Welfare officials insisted that she reveal the
identity of her children's father or lose all benefits. When they learned that
the father had gang connections, the officials contacted the police. By enabling
the batterer ultimately to locate the shelter, this action put Kathy and her
children in danger again, and she felt it necessary to leave the shelter for her
safety and that of the other families. What if states were expected to screen
aid applicants for evidence of domestic violence and rewarded for helping them
find safety and needed services? Might not Kathy then have a better chance of
finding sustainable employment?
Work is essential to
the survival of families, and stable families are vital to a healthy economy,
but sometimes the rewards of work and marriage are outweighed by the penalties.
"Sarah," a 32-year-old mother of four, also from Washington, reported: "Since my
husband started working, our benefits have been reduced greatly. After buying
equipment for his job, we are further in debt than before he started working.
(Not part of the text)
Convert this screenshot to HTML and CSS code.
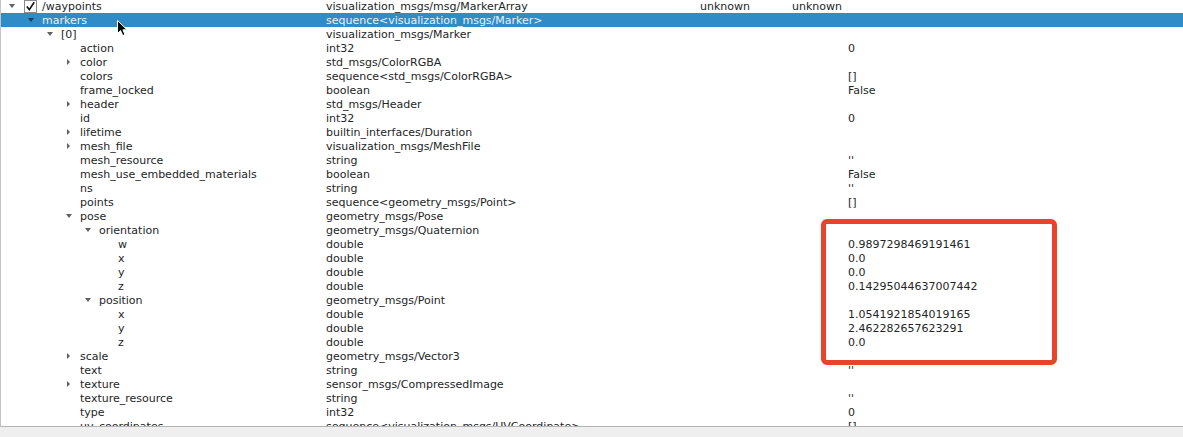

Since he does work, we are no longer eligible for additional benefits." Even
though her husband was working, they family still did not have enough money to
keep the power on. To the government, she concluded, "the only thing that
matters . . . is getting us off assistance, whether we can survive or not." What
if states helped families set reasonable goals for an appropriate level of
self-sufficiency, while providing the work supports for moving toward those
goals? Would not Sarah and her husband have a better hope of becoming a healthy
and economically sustainable family?
Even for those
with the education and skills to emerge from poverty, temporary assistance comes
with a message of disrespect that is more a hindrance than a help. "Donna," a
Washington state woman, who needed cash assistance after her marriage ended, was
able to move from
welfare to work in 1999. She had received a good
education before her divorce and was able to support her family successfully
after her youngest was old enough for day care. But her ability to escape
poverty came in spite of TANF, not because of it; and she saw the "work first"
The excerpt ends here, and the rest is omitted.